TASK
Repeat only the lines below that run from the line with "Emit a component" to the line with "text-center text-[13.5px] leading-[16px]", ends included; skip every picture.

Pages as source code
"""
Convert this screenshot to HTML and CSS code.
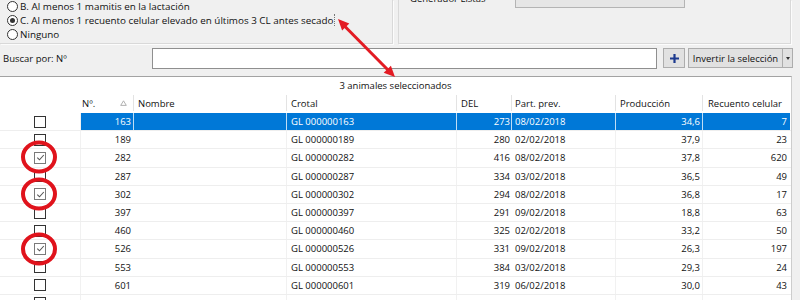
FILE: index.html
```html
<!DOCTYPE html>
<html lang="es">
<head>
<meta charset="utf-8">
<title>Selección de animales</title>
<link rel="stylesheet" href="styles.css">
</head>
<body>
<div class="top">
  <div class="group group-left">
    <div class="radios">
      <div class="radio"><span class="radio-dot"></span><span>B. Al menos 1 mamitis en la lactación</span></div>
      <div class="radio"><span class="radio-dot on"></span><span class="focus">C. Al menos 1 recuento celular elevado en últimos 3 CL antes secado</span></div>
      <div class="radio"><span class="radio-dot"></span><span>Ninguno</span></div>
    </div>
  </div>
  <div class="group group-right">
    <div class="gen">
      <span class="gen-label">Generador Listas</span>
      <div class="combo"><span class="combo-arrow"></span></div>
    </div>
  </div>
</div>

<div class="search">
  <span class="search-label">Buscar por: Nº</span>
  <div class="search-input"></div>
  <div class="btn plus"><svg width="11" height="11" viewBox="0 0 11 11"><path d="M5.5 1v9M1 5.5h9" stroke="#1d3a8f" stroke-width="2.2"/></svg></div>
  <div class="split">
    <div class="btn split-main">Invertir la selección</div>
    <div class="btn split-drop"><span class="tri"></span></div>
  </div>
</div>

<div class="panel">
  <div class="count">3 animales seleccionados</div>
  <div class="row head">
    <div class="c c-chk"></div>
    <div class="c h-no"><span>Nº.</span><svg width="7" height="6" viewBox="0 0 7 6"><path d="M3.5 0.8L6.3 5.4H0.7Z" fill="none" stroke="#a8a8a8" stroke-width="0.9"/></svg></div>
    <div class="c c-name">Nombre</div>
    <div class="c c-crotal">Crotal</div>
    <div class="c c-del">DEL</div>
    <div class="c c-part">Part. prev.</div>
    <div class="c c-prod">Producción</div>
    <div class="c c-rc">Recuento celular</div>
  </div>

  <div class="row sel">
    <div class="c c-chk"><span class="cb"></span></div>
    <div class="c c-no">163</div><div class="c c-name"></div><div class="c c-crotal">GL 000000163</div>
    <div class="c c-del">273</div><div class="c c-part">08/02/2018</div><div class="c c-prod">34,6</div><div class="c c-rc">7</div>
  </div>
  <div class="row">
    <div class="c c-chk"><span class="cb"></span></div>
    <div class="c c-no">189</div><div class="c c-name"></div><div class="c c-crotal">GL 000000189</div>
    <div class="c c-del">280</div><div class="c c-part">02/02/2018</div><div class="c c-prod">37,9</div><div class="c c-rc">23</div>
  </div>
  <div class="row">
    <div class="c c-chk"><span class="cb on"><svg width="9" height="9" viewBox="0 0 9 9"><path d="M1.3 4.6L3.5 6.8L7.8 2" fill="none" stroke="#555" stroke-width="1.1"/></svg></span></div>
    <div class="c c-no">282</div><div class="c c-name"></div><div class="c c-crotal">GL 000000282</div>
    <div class="c c-del">416</div><div class="c c-part">08/02/2018</div><div class="c c-prod">37,8</div><div class="c c-rc">620</div>
  </div>
  <div class="row">
    <div class="c c-chk"><span class="cb"></span></div>
    <div class="c c-no">287</div><div class="c c-name"></div><div class="c c-crotal">GL 000000287</div>
    <div class="c c-del">334</div><div class="c c-part">03/02/2018</div><div class="c c-prod">36,5</div><div class="c c-rc">49</div>
  </div>
  <div class="row">
    <div class="c c-chk"><span class="cb on"><svg width="9" height="9" viewBox="0 0 9 9"><path d="M1.3 4.6L3.5 6.8L7.8 2" fill="none" stroke="#555" stroke-width="1.1"/></svg></span></div>
    <div class="c c-no">302</div><div class="c c-name"></div><div class="c c-crotal">GL 000000302</div>
    <div class="c c-del">294</div><div class="c c-part">08/02/2018</div><div class="c c-prod">36,8</div><div class="c c-rc">17</div>
  </div>
  <div class="row">
    <div class="c c-chk"><span class="cb"></span></div>
    <div class="c c-no">397</div><div class="c c-name"></div><div class="c c-crotal">GL 000000397</div>
    <div class="c c-del">291</div><div class="c c-part">09/02/2018</div><div class="c c-prod">18,8</div><div class="c c-rc">63</div>
  </div>
  <div class="row">
    <div class="c c-chk"><span class="cb"></span></div>
    <div class="c c-no">460</div><div class="c c-name"></div><div class="c c-crotal">GL 000000460</div>
    <div class="c c-del">325</div><div class="c c-part">02/02/2018</div><div class="c c-prod">33,2</div><div class="c c-rc">50</div>
  </div>
  <div class="row">
    <div class="c c-chk"><span class="cb on"><svg width="9" height="9" viewBox="0 0 9 9"><path d="M1.3 4.6L3.5 6.8L7.8 2" fill="none" stroke="#555" stroke-width="1.1"/></svg></span></div>
    <div class="c c-no">526</div><div class="c c-name"></div><div class="c c-crotal">GL 000000526</div>
    <div class="c c-del">331</div><div class="c c-part">09/02/2018</div><div class="c c-prod">26,3</div><div class="c c-rc">197</div>
  </div>
  <div class="row">
    <div class="c c-chk"><span class="cb"></span></div>
    <div class="c c-no">553</div><div class="c c-name"></div><div class="c c-crotal">GL 000000553</div>
    <div class="c c-del">384</div><div class="c c-part">03/02/2018</div><div class="c c-prod">29,3</div><div class="c c-rc">24</div>
  </div>
  <div class="row">
    <div class="c c-chk"><span class="cb"></span></div>
    <div class="c c-no">601</div><div class="c c-name"></div><div class="c c-crotal">GL 000000601</div>
    <div class="c c-del">319</div><div class="c c-part">06/02/2018</div><div class="c c-prod">30,0</div><div class="c c-rc">43</div>
  </div>
  <div class="row">
    <div class="c c-chk"><span class="cb"></span></div>
    <div class="c c-no"></div><div class="c c-name"></div><div class="c c-crotal"></div>
    <div class="c c-del"></div><div class="c c-part"></div><div class="c c-prod"></div><div class="c c-rc"></div>
  </div>
</div>

<svg class="annot" width="800" height="300" viewBox="0 0 800 300">
  <g fill="#e31b23" stroke="none">
    <polygon points="338,19 342.1,30.4 349.3,23.4"/>
    <polygon points="395,77 383.7,72.7 390.9,65.7"/>
  </g>
  <line x1="344" y1="25.5" x2="389" y2="71" stroke="#e31b23" stroke-width="3"/>
  <g fill="none" stroke="#e0131c" stroke-width="4">
    <ellipse cx="39" cy="157" rx="16" ry="14.5"/>
    <ellipse cx="39" cy="194" rx="16" ry="14.5"/>
    <ellipse cx="39" cy="249" rx="16" ry="14.5"/>
  </g>
</svg>
</body>
</html>
```

FILE: styles.css
```css
html, body {
  margin: 0;
  padding: 0;
}

body {
  background: #f0f0f0;
  font-family: "Open Sans", "Noto Sans", sans-serif;
  font-size: 9.5px;
  color: #111;
  width: 800px;
  height: 300px;
  overflow: hidden;
  position: relative;
}

/* top group boxes */
.top {
  display: flex;
  gap: 5px;
  height: 44px;
}

.group {
  box-sizing: border-box;
  height: 44px;
  border-bottom: 1px solid #d9d9d9;
  border-right: 1px solid #d9d9d9;
  box-shadow: 1px 1px 0 #fcfcfc;
}

.group-left {
  width: 393px;
}

.group-right {
  width: 393px;
  border-left: 1px solid #d9d9d9;
}

.radios {
  margin-top: -1px;
  padding-left: 7px;
  font-size: 9.85px;
}

.radio {
  display: flex;
  align-items: center;
  gap: 2px;
  height: 14px;
  white-space: nowrap;
}

.radio-dot {
  box-sizing: border-box;
  width: 11px;
  height: 11px;
  border: 1px solid #333;
  border-radius: 50%;
  background: #fff;
  display: flex;
  align-items: center;
  justify-content: center;
  flex: none;
}

.radio-dot.on::after {
  content: "";
  width: 5px;
  height: 5px;
  border-radius: 50%;
  background: #333;
}

.focus {
  border-right: 1px dotted #777;
  padding-right: 1px;
  line-height: 12px;
}

.gen {
  display: flex;
  align-items: center;
  margin-top: -12px;
  height: 20px;
  padding-left: 11px;
}

.gen-label {
  width: 105px;
  flex: none;
}

.combo {
  box-sizing: border-box;
  width: 170px;
  height: 20px;
  background: #e6e6e6;
  border: 1px solid #b4b4b4;
  display: flex;
  align-items: center;
  justify-content: flex-end;
  padding-right: 5px;
}

.combo-arrow {
  width: 0;
  height: 0;
  border-left: 2.5px solid transparent;
  border-right: 2.5px solid transparent;
  border-top: 3px solid #555;
}

/* search row */
.search {
  display: flex;
  align-items: flex-start;
  margin-top: 4px;
  height: 21px;
  padding-left: 3px;
}

.search-label {
  width: 149px;
  flex: none;
  line-height: 21px;
}

.search-input {
  box-sizing: border-box;
  width: 505px;
  height: 21px;
  background: #fff;
  border: 1px solid #8f8f8f;
  flex: none;
}

.btn {
  box-sizing: border-box;
  height: 20px;
  background: #e1e1e1;
  border: 1px solid #adadad;
  display: flex;
  align-items: center;
  justify-content: center;
  flex: none;
}

.plus {
  width: 22px;
  margin-left: 6px;
}

.split {
  display: flex;
  margin-left: 3px;
}

.split-main {
  width: 95px;
  white-space: nowrap;
}

.split-drop {
  width: 10px;
  border-left: none;
}

.tri {
  width: 0;
  height: 0;
  border-left: 2.5px solid transparent;
  border-right: 2.5px solid transparent;
  border-top: 3px solid #333;
}

/* grid panel */
.panel {
  box-sizing: border-box;
  margin-top: 7px;
  width: 792px;
  height: 240px;
  background: #fff;
  border-top: 1px solid #a3a3a3;
  border-right: 1px solid #cdcdcd;
}

.count {
  height: 18px;
  line-height: 18px;
  text-align: center;
}

.row {
  display: grid;
  grid-template-columns: 81px 53px 153px 170px 55px 104px 87px 87px;
  box-sizing: border-box;
  height: 18.2px;
  border-bottom: 1px solid #eeeeee;
}

.row.head {
  height: 18px;
  border-bottom: none;
}

.c {
  box-sizing: border-box;
  display: flex;
  align-items: center;
  white-space: nowrap;
  overflow: hidden;
  border-right: 1px solid transparent;
}

.head .c {
  border-right: 1px solid #e3e3e3;
  margin: 0 0 2px;
}

.head .c-chk,
.head .c-rc {
  border-right-color: transparent;
}

.head .h-no {
  justify-content: space-between;
  padding: 0 6px 0 1px;
}

.c-chk {
  padding-left: 34px;
  border-right-color: #f1f1f1;
}

.c-no {
  justify-content: flex-end;
  padding-right: 2px;
}

.c-name {
  padding-left: 4px;
  border-right-color: #f1f1f1;
}

.c-crotal {
  padding-left: 4px;
  border-right-color: #f1f1f1;
}

.c-del {
  justify-content: flex-end;
  padding-right: 1px;
}

.head .c-del {
  justify-content: flex-start;
  padding-left: 4px;
}

.c-part {
  padding-left: 3px;
  border-right-color: #f1f1f1;
}

.c-prod {
  justify-content: flex-end;
  padding-right: 2px;
  border-right-color: #f1f1f1;
}

.head .c-prod {
  justify-content: flex-start;
  padding-left: 4px;
}

.c-rc {
  justify-content: flex-end;
  padding-right: 2px;
}

.head .c-rc {
  justify-content: flex-start;
  padding-left: 5px;
}

.sel .c:not(.c-chk) {
  background: #0078d7;
  color: #fff;
  border-right-color: rgba(255, 255, 255, 0.75);
}

.sel .c-rc {
  border-right-color: transparent !important;
}

.cb {
  box-sizing: border-box;
  width: 12px;
  height: 12px;
  border: 1px solid #333;
  background: #fff;
  display: flex;
  align-items: center;
  justify-content: center;
}

.cb.on {
  border-color: #7a7a7a;
}

.annot {
  position: absolute;
  left: 0;
  top: 0;
  pointer-events: none;
}
```
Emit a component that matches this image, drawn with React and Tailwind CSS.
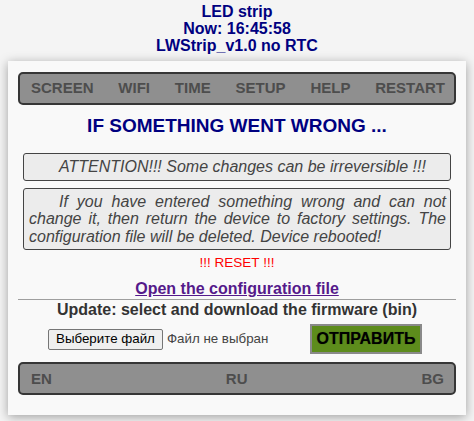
const navItems = ['SCREEN', 'WIFI', 'TIME', 'SETUP', 'HELP', 'RESTART']
const langs = ['EN', 'RU', 'BG']

const Bar = ({ items, className = '' }) => (
  <div
    className={`flex h-[33px] items-center justify-between rounded-[5px] border-2 border-[#363636] bg-[#8f8f8f] text-[15px] font-bold text-[#4d4d4d] ${className}`}
  >
    {items.map((item) => (
      <span key={item}>{item}</span>
    ))}
  </div>
)

const Note = ({ children, className = '' }) => (
  <div
    className={`mx-[5px] rounded-[3px] border border-[#444] bg-[#ececec] py-[4px] pl-[5px] pr-[4px] text-justify indent-[30px] text-[16px] italic leading-[17.6px] text-[#444] ${className}`}
  >
    {children}
  </div>
)

export default function App() {
  return (
    <div className="min-h-[421px] bg-[#f4f4f4] font-['Liberation_Sans',Arial,sans-serif]">
      <div className="pt-[3px] text-center text-[16px] font-bold leading-[17px] text-[#000080]">
        <div>LED strip</div>
        <div>Now: 16:45:58</div>
        <div>LWStrip_v1.0 no RTC</div>
      </div>

      <div className="mx-[8px] mt-[7px] bg-[#f9f9f9] px-[10px] pb-[20px] pt-[11px] shadow-[0_2px_10px_rgba(0,0,0,0.35)]">
        <Bar items={navItems} className="pl-[11px] pr-[9px]" />

        <h3 className="mt-[10px] text-center text-[19px] font-bold leading-[22px] text-[#000080]">
          IF SOMETHING WENT WRONG ...
        </h3>

        <Note className="mt-[16px]">ATTENTION!!! Some changes can be irreversible !!!</Note>
        <Note className="mt-[7px]">
          If you have entered something wrong and can not change it, then return the device to
          factory settings. The configuration file will be deleted. Device rebooted!
        </Note>

        <div className="mt-[5px] text-center text-[13.5px] leading-[16px] text-[#ff0000]">!!! RESET !!!</div>

        <div className="mt-[9px] text-center text-[16px] font-bold leading-[18px]">
          <a href="#" className="text-[#551a8b] underline">
            Open the configuration file
          </a>
        </div>

        <div className="mt-[1px] h-px bg-[#9f9f9f]" />

        <div className="mt-[1px] text-center text-[16px] font-bold leading-[18px] text-[#333]">
          Update: select and download the firmware (bin)
        </div>

        <div className="mt-[5px] flex h-[30px] items-center pl-[30px]">
          <div className="flex w-[258px] items-center text-[13.33px]">
            <span className="flex h-[21px] items-center rounded-[2px] border border-[#767676] bg-[#efefef] px-[7px] text-black">
              Выберите файл
            </span>
            <span className="ml-[4px] text-[#444]">Файл не выбран</span>
          </div>
          <button className="ml-[4px] flex h-[30px] w-[112px] items-center justify-center border-2 border-[#8a8a8a] bg-[#5d8c1c] text-[16px] font-bold text-black [text-shadow:0_0_1px_rgba(0,0,0,0.4)]">
            ОТПРАВИТЬ
          </button>
        </div>

        <Bar items={langs} className="mt-[8px] pl-[11px] pr-[10px]" />
      </div>
    </div>
  )
}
"""
FULL OUTPUT
Emit a component that matches this image, drawn with React and Tailwind CSS.
const navItems = ['SCREEN', 'WIFI', 'TIME', 'SETUP', 'HELP', 'RESTART']
const langs = ['EN', 'RU', 'BG']

const Bar = ({ items, className = '' }) => (
  <div
    className={`flex h-[33px] items-center justify-between rounded-[5px] border-2 border-[#363636] bg-[#8f8f8f] text-[15px] font-bold text-[#4d4d4d] ${className}`}
  >
    {items.map((item) => (
      <span key={item}>{item}</span>
    ))}
  </div>
)

const Note = ({ children, className = '' }) => (
  <div
    className={`mx-[5px] rounded-[3px] border border-[#444] bg-[#ececec] py-[4px] pl-[5px] pr-[4px] text-justify indent-[30px] text-[16px] italic leading-[17.6px] text-[#444] ${className}`}
  >
    {children}
  </div>
)

export default function App() {
  return (
    <div className="min-h-[421px] bg-[#f4f4f4] font-['Liberation_Sans',Arial,sans-serif]">
      <div className="pt-[3px] text-center text-[16px] font-bold leading-[17px] text-[#000080]">
        <div>LED strip</div>
        <div>Now: 16:45:58</div>
        <div>LWStrip_v1.0 no RTC</div>
      </div>

      <div className="mx-[8px] mt-[7px] bg-[#f9f9f9] px-[10px] pb-[20px] pt-[11px] shadow-[0_2px_10px_rgba(0,0,0,0.35)]">
        <Bar items={navItems} className="pl-[11px] pr-[9px]" />

        <h3 className="mt-[10px] text-center text-[19px] font-bold leading-[22px] text-[#000080]">
          IF SOMETHING WENT WRONG ...
        </h3>

        <Note className="mt-[16px]">ATTENTION!!! Some changes can be irreversible !!!</Note>
        <Note className="mt-[7px]">
          If you have entered something wrong and can not change it, then return the device to
          factory settings. The configuration file will be deleted. Device rebooted!
        </Note>

        <div className="mt-[5px] text-center text-[13.5px] leading-[16px] text-[#ff0000]">!!! RESET !!!</div>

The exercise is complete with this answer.